There’s a new Question Answering system (it’s something different from a search engine, as I wrote in the past) available online for testing: True Knowledge (it just needs a quick registration.)

From my point of view, the best way to test a system of this kind is by posing real questions to it, questions that, in the past, we have already searched the internet for an answer using standard search engines or other sources (especially Wikipedia.)  In fact, testing questions invented on the spot is not very useful (if not useless), because we may tend to follow the examples provided (too easy) or ask weird questions which no one would actually ask in a normal situation.

For this purpose, I’ve been collecting a list of about fifty questions (which I update from time to time.)  I know it’s not a very long list, but it’s carefully created, balanced and representative of both easy and difficult tasks to be carried out in this sector, from the point of view of an insider.
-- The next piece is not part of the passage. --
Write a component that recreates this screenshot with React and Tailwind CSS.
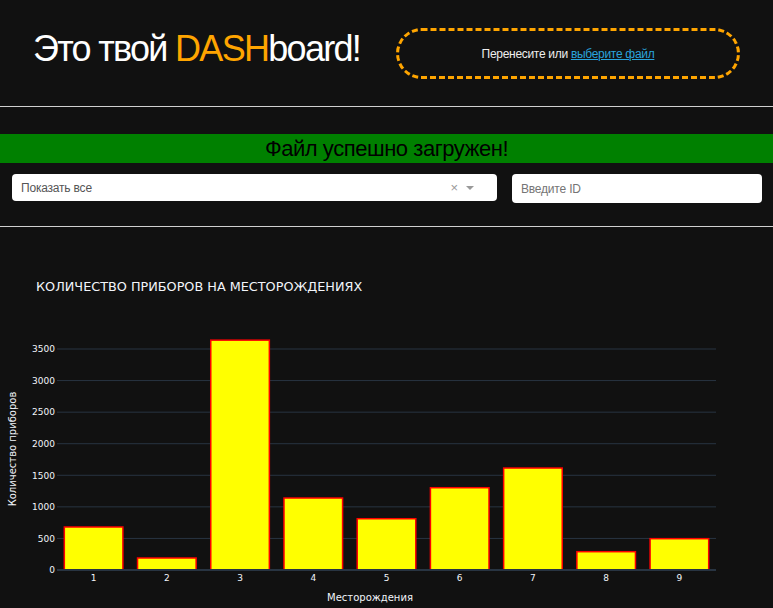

Even though I’m well aware of the huge complexity that must be faced in order to implement effective systems of this kind, I have to say that here the results are disappointing: only 3 out of the fifty questions obtain a correct answer (while a fourth question is not fully satisfying), with a percentage of 7%. As most questions are very simple (for example, “Who won the Nobel prize for Chemistry in 1999”), I was actually expecting something better (for the above mentioned question Google already provides the correct answer in the first link of the results.)  It’ s true that this is just a beta version, however even small variations of the suggested questions seem to invalidate the process, and this makes me doubtful on the soundness of the approach, and on the applicability in real situations.

When the system replies, it seems like magic indeed, but this happens so rarely that the magic disappears and what remains is the distinct sensation of a nice experiments but actually a useless tool.  The effort is remarkable, anyway and I will surely test the system again in a few months, but at this stage of development I have to say that unfortunately, the tool is not able to save us time, yet (and as for the future, we will wait and see.)